┌──
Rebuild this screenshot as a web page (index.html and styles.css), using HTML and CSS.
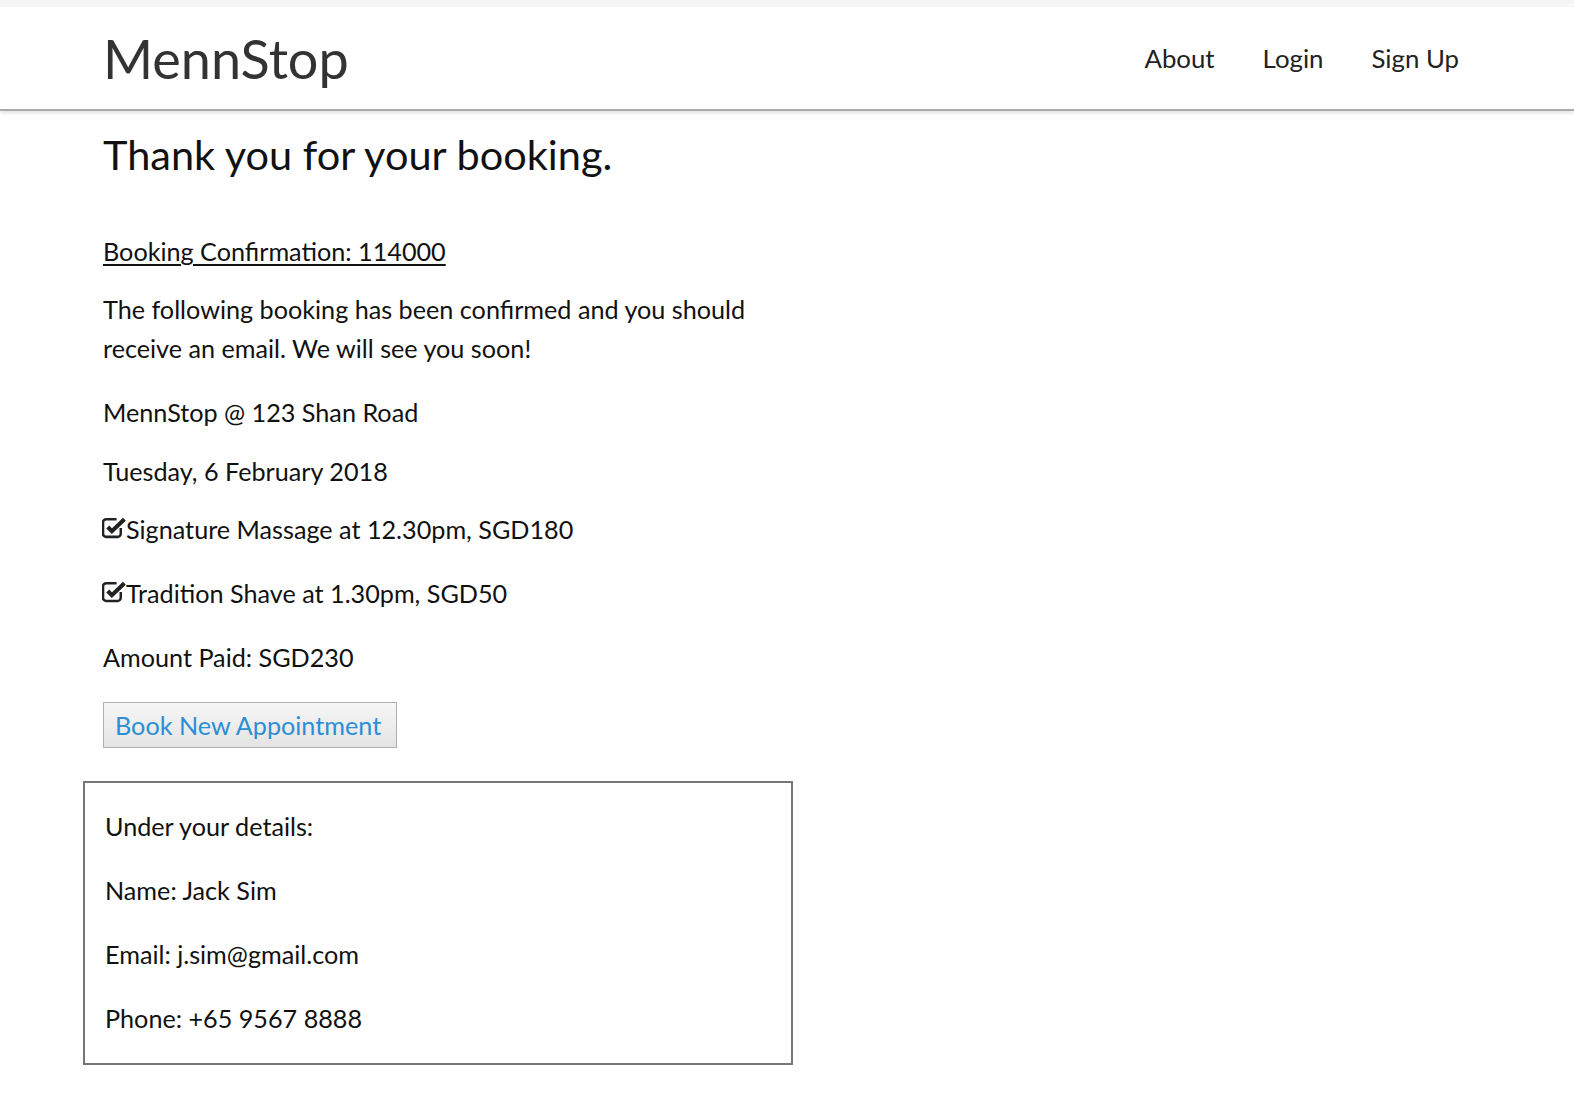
FILE: index.html
```html
<!DOCTYPE html>
<html lang="en">
<head>
<meta charset="utf-8">
<title>MennStop - Booking Confirmed</title>
<link rel="stylesheet" href="styles.css">
</head>
<body>
<div class="topstrip"></div>
<header class="header">
  <div class="brand">MennStop</div>
  <nav class="nav">
    <a href="#">About</a>
    <a href="#">Login</a>
    <a href="#">Sign Up</a>
  </nav>
</header>
<main class="main">
  <h1 class="title">Thank you for your booking.</h1>
  <div class="content">
    <p class="conf">Booking Confirmation: 114000</p>
    <p class="intro">The following booking has been confirmed and you should receive an email. We will see you soon!</p>
    <p class="line">MennStop @ 123 Shan Road</p>
    <p class="line">Tuesday, 6 February 2018</p>
    <p class="item item-first"><svg class="chk" viewBox="0 0 24 24" width="25" height="25"><path d="M18 12.5V18a3 3 0 0 1-3 3H4a3 3 0 0 1-3-3V7a3 3 0 0 1 3-3h10" fill="none" stroke="#222" stroke-width="2.4"/><path d="M5.5 11.5l4 4L21.5 4" fill="none" stroke="#222" stroke-width="4" stroke-linejoin="miter"/></svg>Signature Massage at 12.30pm, SGD180</p>
    <p class="item"><svg class="chk" viewBox="0 0 24 24" width="25" height="25"><path d="M18 12.5V18a3 3 0 0 1-3 3H4a3 3 0 0 1-3-3V7a3 3 0 0 1 3-3h10" fill="none" stroke="#222" stroke-width="2.4"/><path d="M5.5 11.5l4 4L21.5 4" fill="none" stroke="#222" stroke-width="4" stroke-linejoin="miter"/></svg>Tradition Shave at 1.30pm, SGD50</p>
    <p class="line amount">Amount Paid: SGD230</p>
    <button class="btn" type="button">Book New Appointment</button>
  </div>
  <section class="details">
    <p>Under your details:</p>
    <p>Name: Jack Sim</p>
    <p>Email: j.sim@gmail.com</p>
    <p>Phone: +65 9567 8888</p>
  </section>
</main>
</body>
</html>
```
FILE: styles.css
```css
html, body {
  margin: 0;
  padding: 0;
  background: #fff;
}
body {
  font-family: Lato, "Open Sans", "Liberation Sans", sans-serif;
  color: #111;
}
.topstrip {
  height: 7px;
  background: linear-gradient(#f3f3f3, #fafafa);
}
.header {
  display: flex;
  align-items: center;
  justify-content: space-between;
  height: 102px;
  padding: 0 115px 0 103px;
  border-bottom: 2px solid #aaa;
  box-shadow: 0 2px 4px rgba(0,0,0,0.12);
}
.brand {
  font-size: 54px;
  color: #333;
  line-height: 1;
  margin-top: 2px;
}
.nav {
  display: flex;
  gap: 48px;
}
.nav a {
  font-size: 25.8px;
  color: #222;
  text-decoration: none;
}
.main {
  padding: 0 0 40px 103px;
}
.title {
  font-weight: 400;
  font-size: 41.5px;
  margin: 19px 0 0;
  line-height: 48px;
  color: #111;
}
.content {
  width: 690px;
  margin-top: 58px;
  font-size: 25.2px;
}
.content p {
  margin: 0;
}
.conf {
  text-decoration: underline;
  text-decoration-thickness: 1.5px;
  text-underline-offset: 3px;
  line-height: 30px;
}
.intro {
  line-height: 39px;
  padding-top: 24px;
}
.line {
  line-height: 30px;
  padding-top: 29px;
}
.item {
  display: flex;
  align-items: center;
  line-height: 30px;
  padding-top: 34px;
}
.item-first {
  padding-top: 28px;
}
.chk {
  margin: -3px -1px 0 -1px;
  flex: none;
}
.amount {
  padding-top: 34px;
}
.btn {
  display: block;
  margin-top: 30px;
  font-family: inherit;
  font-size: 25.2px;
  color: #2b8fd6;
  background: linear-gradient(#f6f6f6, #e4e4e4);
  border: 1.5px solid #b0b0b0;
  padding: 0 11px;
  height: 46px;
  width: 294px;
  text-align: left;
  white-space: nowrap;
}
.details {
  margin: 33px 0 0 -20px;
  width: 666px;
  border: 2px solid #777;
  padding: 28px 20px 30px 20px;
  font-size: 25.2px;
}
.details p {
  margin: 0 0 34px;
  line-height: 30px;
}
.details p:last-child {
  margin-bottom: 0;
}
```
└──
What you need to do: Count every line in the data where the string "index" occurs. Give nothing except the number.

Task result: 2